### Work to do
Set down every entry word for word. Omit the pictures.
::::
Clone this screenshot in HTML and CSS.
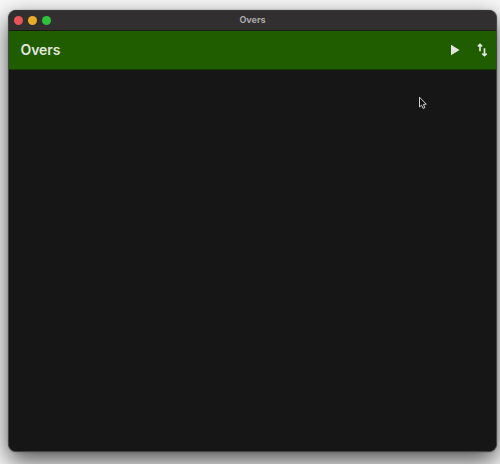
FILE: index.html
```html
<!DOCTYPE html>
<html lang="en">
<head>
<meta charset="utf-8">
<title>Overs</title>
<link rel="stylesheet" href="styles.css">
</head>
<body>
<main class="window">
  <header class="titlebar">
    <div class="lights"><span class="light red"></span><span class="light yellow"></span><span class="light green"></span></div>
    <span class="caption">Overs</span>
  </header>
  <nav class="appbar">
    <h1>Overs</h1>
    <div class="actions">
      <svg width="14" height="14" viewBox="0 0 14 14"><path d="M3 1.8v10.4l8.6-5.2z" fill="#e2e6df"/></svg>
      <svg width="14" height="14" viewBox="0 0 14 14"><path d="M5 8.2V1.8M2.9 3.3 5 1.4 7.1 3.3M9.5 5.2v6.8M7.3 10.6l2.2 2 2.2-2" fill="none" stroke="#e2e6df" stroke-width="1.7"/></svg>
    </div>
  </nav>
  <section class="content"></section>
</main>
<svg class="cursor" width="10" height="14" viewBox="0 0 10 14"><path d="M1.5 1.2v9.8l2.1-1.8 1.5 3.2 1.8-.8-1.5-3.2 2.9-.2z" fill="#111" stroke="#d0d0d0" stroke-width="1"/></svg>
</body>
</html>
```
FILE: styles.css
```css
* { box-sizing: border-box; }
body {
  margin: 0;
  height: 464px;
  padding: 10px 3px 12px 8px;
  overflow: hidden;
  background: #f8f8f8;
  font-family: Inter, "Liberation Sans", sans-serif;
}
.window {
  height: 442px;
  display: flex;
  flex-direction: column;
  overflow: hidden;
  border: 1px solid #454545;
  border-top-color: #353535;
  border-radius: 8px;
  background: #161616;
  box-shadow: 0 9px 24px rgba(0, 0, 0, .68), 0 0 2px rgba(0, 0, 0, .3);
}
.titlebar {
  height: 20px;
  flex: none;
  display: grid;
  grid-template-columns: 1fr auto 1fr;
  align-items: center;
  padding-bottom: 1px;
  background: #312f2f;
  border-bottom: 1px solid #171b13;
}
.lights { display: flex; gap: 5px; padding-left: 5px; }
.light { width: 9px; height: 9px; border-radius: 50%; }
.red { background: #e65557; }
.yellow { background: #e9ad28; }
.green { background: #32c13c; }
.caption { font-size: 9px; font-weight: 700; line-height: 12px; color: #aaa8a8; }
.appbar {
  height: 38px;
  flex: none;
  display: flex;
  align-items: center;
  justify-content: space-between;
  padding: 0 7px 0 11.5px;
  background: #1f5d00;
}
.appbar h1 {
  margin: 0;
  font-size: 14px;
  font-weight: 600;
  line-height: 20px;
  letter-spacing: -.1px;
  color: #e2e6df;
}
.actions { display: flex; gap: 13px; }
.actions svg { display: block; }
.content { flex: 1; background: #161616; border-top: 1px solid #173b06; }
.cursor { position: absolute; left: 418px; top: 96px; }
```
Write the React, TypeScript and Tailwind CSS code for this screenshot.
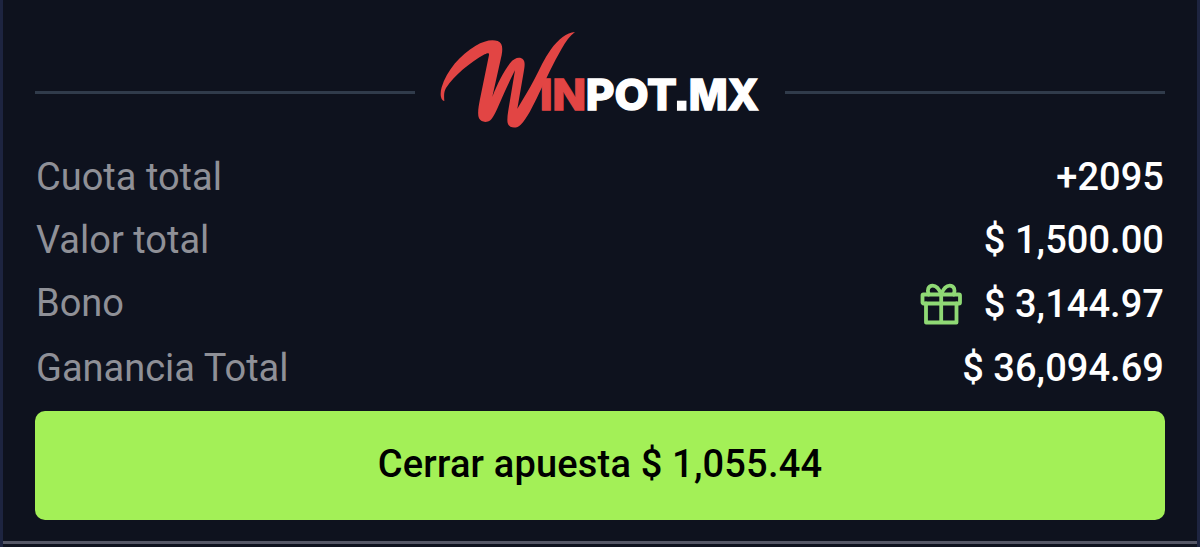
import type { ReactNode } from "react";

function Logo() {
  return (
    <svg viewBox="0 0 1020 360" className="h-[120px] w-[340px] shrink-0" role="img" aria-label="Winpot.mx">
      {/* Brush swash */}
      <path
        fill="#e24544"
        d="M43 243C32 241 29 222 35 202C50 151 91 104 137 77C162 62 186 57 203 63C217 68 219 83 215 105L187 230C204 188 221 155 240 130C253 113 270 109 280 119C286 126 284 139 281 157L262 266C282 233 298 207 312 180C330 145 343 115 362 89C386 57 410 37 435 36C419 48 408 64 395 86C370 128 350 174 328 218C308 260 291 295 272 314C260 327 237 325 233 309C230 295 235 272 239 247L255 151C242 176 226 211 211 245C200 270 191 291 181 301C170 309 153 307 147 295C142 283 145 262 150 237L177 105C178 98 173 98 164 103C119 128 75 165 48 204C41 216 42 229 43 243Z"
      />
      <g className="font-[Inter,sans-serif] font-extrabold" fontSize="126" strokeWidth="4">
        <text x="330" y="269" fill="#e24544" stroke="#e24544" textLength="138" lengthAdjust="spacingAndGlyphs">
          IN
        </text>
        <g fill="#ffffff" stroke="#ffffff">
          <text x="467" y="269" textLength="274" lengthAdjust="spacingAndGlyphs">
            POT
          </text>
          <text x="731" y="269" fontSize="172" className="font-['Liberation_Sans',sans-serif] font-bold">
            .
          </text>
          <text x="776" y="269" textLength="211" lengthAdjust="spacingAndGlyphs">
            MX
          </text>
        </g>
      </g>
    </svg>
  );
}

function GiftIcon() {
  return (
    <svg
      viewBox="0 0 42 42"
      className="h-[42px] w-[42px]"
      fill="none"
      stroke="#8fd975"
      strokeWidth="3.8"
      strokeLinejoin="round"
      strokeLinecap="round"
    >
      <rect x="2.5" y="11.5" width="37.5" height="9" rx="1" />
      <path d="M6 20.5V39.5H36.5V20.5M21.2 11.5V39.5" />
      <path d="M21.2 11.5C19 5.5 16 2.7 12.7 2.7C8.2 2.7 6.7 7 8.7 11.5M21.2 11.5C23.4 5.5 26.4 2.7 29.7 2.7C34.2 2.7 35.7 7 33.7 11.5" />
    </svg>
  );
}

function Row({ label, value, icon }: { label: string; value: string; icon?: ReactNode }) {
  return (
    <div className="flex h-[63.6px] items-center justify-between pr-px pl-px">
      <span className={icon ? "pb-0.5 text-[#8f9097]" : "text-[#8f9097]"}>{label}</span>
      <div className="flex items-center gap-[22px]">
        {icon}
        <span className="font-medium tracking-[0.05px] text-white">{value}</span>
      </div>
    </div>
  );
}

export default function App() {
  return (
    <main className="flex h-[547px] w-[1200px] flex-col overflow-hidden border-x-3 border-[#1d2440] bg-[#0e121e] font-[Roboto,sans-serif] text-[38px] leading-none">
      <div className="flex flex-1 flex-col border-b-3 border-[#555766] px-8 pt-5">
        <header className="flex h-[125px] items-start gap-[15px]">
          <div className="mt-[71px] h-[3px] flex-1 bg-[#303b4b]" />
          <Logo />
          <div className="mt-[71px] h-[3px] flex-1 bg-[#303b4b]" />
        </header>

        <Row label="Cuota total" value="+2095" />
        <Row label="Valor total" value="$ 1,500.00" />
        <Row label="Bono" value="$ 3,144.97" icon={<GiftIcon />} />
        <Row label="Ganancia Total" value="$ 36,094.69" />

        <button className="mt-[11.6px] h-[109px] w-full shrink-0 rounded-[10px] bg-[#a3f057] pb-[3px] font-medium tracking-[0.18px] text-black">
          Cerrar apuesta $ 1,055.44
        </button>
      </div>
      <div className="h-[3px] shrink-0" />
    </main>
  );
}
::::
### Written response
Clone this screenshot in HTML and CSS.
FILE: index.html
```html
<!DOCTYPE html>
<html lang="en">
<head>
<meta charset="utf-8">
<title>Overs</title>
<link rel="stylesheet" href="styles.css">
</head>
<body>
<main class="window">
  <header class="titlebar">
    <div class="lights"><span class="light red"></span><span class="light yellow"></span><span class="light green"></span></div>
    <span class="caption">Overs</span>
  </header>
  <nav class="appbar">
    <h1>Overs</h1>
    <div class="actions">
      <svg width="14" height="14" viewBox="0 0 14 14"><path d="M3 1.8v10.4l8.6-5.2z" fill="#e2e6df"/></svg>
      <svg width="14" height="14" viewBox="0 0 14 14"><path d="M5 8.2V1.8M2.9 3.3 5 1.4 7.1 3.3M9.5 5.2v6.8M7.3 10.6l2.2 2 2.2-2" fill="none" stroke="#e2e6df" stroke-width="1.7"/></svg>
    </div>
  </nav>
  <section class="content"></section>
</main>
<svg class="cursor" width="10" height="14" viewBox="0 0 10 14"><path d="M1.5 1.2v9.8l2.1-1.8 1.5 3.2 1.8-.8-1.5-3.2 2.9-.2z" fill="#111" stroke="#d0d0d0" stroke-width="1"/></svg>
</body>
</html>
```
FILE: styles.css
```css
* { box-sizing: border-box; }
body {
  margin: 0;
  height: 464px;
  padding: 10px 3px 12px 8px;
  overflow: hidden;
  background: #f8f8f8;
  font-family: Inter, "Liberation Sans", sans-serif;
}
.window {
  height: 442px;
  display: flex;
  flex-direction: column;
  overflow: hidden;
  border: 1px solid #454545;
  border-top-color: #353535;
  border-radius: 8px;
  background: #161616;
  box-shadow: 0 9px 24px rgba(0, 0, 0, .68), 0 0 2px rgba(0, 0, 0, .3);
}
.titlebar {
  height: 20px;
  flex: none;
  display: grid;
  grid-template-columns: 1fr auto 1fr;
  align-items: center;
  padding-bottom: 1px;
  background: #312f2f;
  border-bottom: 1px solid #171b13;
}
.lights { display: flex; gap: 5px; padding-left: 5px; }
.light { width: 9px; height: 9px; border-radius: 50%; }
.red { background: #e65557; }
.yellow { background: #e9ad28; }
.green { background: #32c13c; }
.caption { font-size: 9px; font-weight: 700; line-height: 12px; color: #aaa8a8; }
.appbar {
  height: 38px;
  flex: none;
  display: flex;
  align-items: center;
  justify-content: space-between;
  padding: 0 7px 0 11.5px;
  background: #1f5d00;
}
.appbar h1 {
  margin: 0;
  font-size: 14px;
  font-weight: 600;
  line-height: 20px;
  letter-spacing: -.1px;
  color: #e2e6df;
}
.actions { display: flex; gap: 13px; }
.actions svg { display: block; }
.content { flex: 1; background: #161616; border-top: 1px solid #173b06; }
.cursor { position: absolute; left: 418px; top: 96px; }
```
Write the React, TypeScript and Tailwind CSS code for this screenshot.
import type { ReactNode } from "react";

function Logo() {
  return (
    <svg viewBox="0 0 1020 360" className="h-[120px] w-[340px] shrink-0" role="img" aria-label="Winpot.mx">
      {/* Brush swash */}
      <path
        fill="#e24544"
        d="M43 243C32 241 29 222 35 202C50 151 91 104 137 77C162 62 186 57 203 63C217 68 219 83 215 105L187 230C204 188 221 155 240 130C253 113 270 109 280 119C286 126 284 139 281 157L262 266C282 233 298 207 312 180C330 145 343 115 362 89C386 57 410 37 435 36C419 48 408 64 395 86C370 128 350 174 328 218C308 260 291 295 272 314C260 327 237 325 233 309C230 295 235 272 239 247L255 151C242 176 226 211 211 245C200 270 191 291 181 301C170 309 153 307 147 295C142 283 145 262 150 237L177 105C178 98 173 98 164 103C119 128 75 165 48 204C41 216 42 229 43 243Z"
      />
      <g className="font-[Inter,sans-serif] font-extrabold" fontSize="126" strokeWidth="4">
        <text x="330" y="269" fill="#e24544" stroke="#e24544" textLength="138" lengthAdjust="spacingAndGlyphs">
          IN
        </text>
        <g fill="#ffffff" stroke="#ffffff">
          <text x="467" y="269" textLength="274" lengthAdjust="spacingAndGlyphs">
            POT
          </text>
          <text x="731" y="269" fontSize="172" className="font-['Liberation_Sans',sans-serif] font-bold">
            .
          </text>
          <text x="776" y="269" textLength="211" lengthAdjust="spacingAndGlyphs">
            MX
          </text>
        </g>
      </g>
    </svg>
  );
}

function GiftIcon() {
  return (
    <svg
      viewBox="0 0 42 42"
      className="h-[42px] w-[42px]"
      fill="none"
      stroke="#8fd975"
      strokeWidth="3.8"
      strokeLinejoin="round"
      strokeLinecap="round"
    >
      <rect x="2.5" y="11.5" width="37.5" height="9" rx="1" />
      <path d="M6 20.5V39.5H36.5V20.5M21.2 11.5V39.5" />
      <path d="M21.2 11.5C19 5.5 16 2.7 12.7 2.7C8.2 2.7 6.7 7 8.7 11.5M21.2 11.5C23.4 5.5 26.4 2.7 29.7 2.7C34.2 2.7 35.7 7 33.7 11.5" />
    </svg>
  );
}

function Row({ label, value, icon }: { label: string; value: string; icon?: ReactNode }) {
  return (
    <div className="flex h-[63.6px] items-center justify-between pr-px pl-px">
      <span className={icon ? "pb-0.5 text-[#8f9097]" : "text-[#8f9097]"}>{label}</span>
      <div className="flex items-center gap-[22px]">
        {icon}
        <span className="font-medium tracking-[0.05px] text-white">{value}</span>
      </div>
    </div>
  );
}

export default function App() {
  return (
    <main className="flex h-[547px] w-[1200px] flex-col overflow-hidden border-x-3 border-[#1d2440] bg-[#0e121e] font-[Roboto,sans-serif] text-[38px] leading-none">
      <div className="flex flex-1 flex-col border-b-3 border-[#555766] px-8 pt-5">
        <header className="flex h-[125px] items-start gap-[15px]">
          <div className="mt-[71px] h-[3px] flex-1 bg-[#303b4b]" />
          <Logo />
          <div className="mt-[71px] h-[3px] flex-1 bg-[#303b4b]" />
        </header>

        <Row label="Cuota total" value="+2095" />
        <Row label="Valor total" value="$ 1,500.00" />
        <Row label="Bono" value="$ 3,144.97" icon={<GiftIcon />} />
        <Row label="Ganancia Total" value="$ 36,094.69" />

        <button className="mt-[11.6px] h-[109px] w-full shrink-0 rounded-[10px] bg-[#a3f057] pb-[3px] font-medium tracking-[0.18px] text-black">
          Cerrar apuesta $ 1,055.44
        </button>
      </div>
      <div className="h-[3px] shrink-0" />
    </main>
  );
}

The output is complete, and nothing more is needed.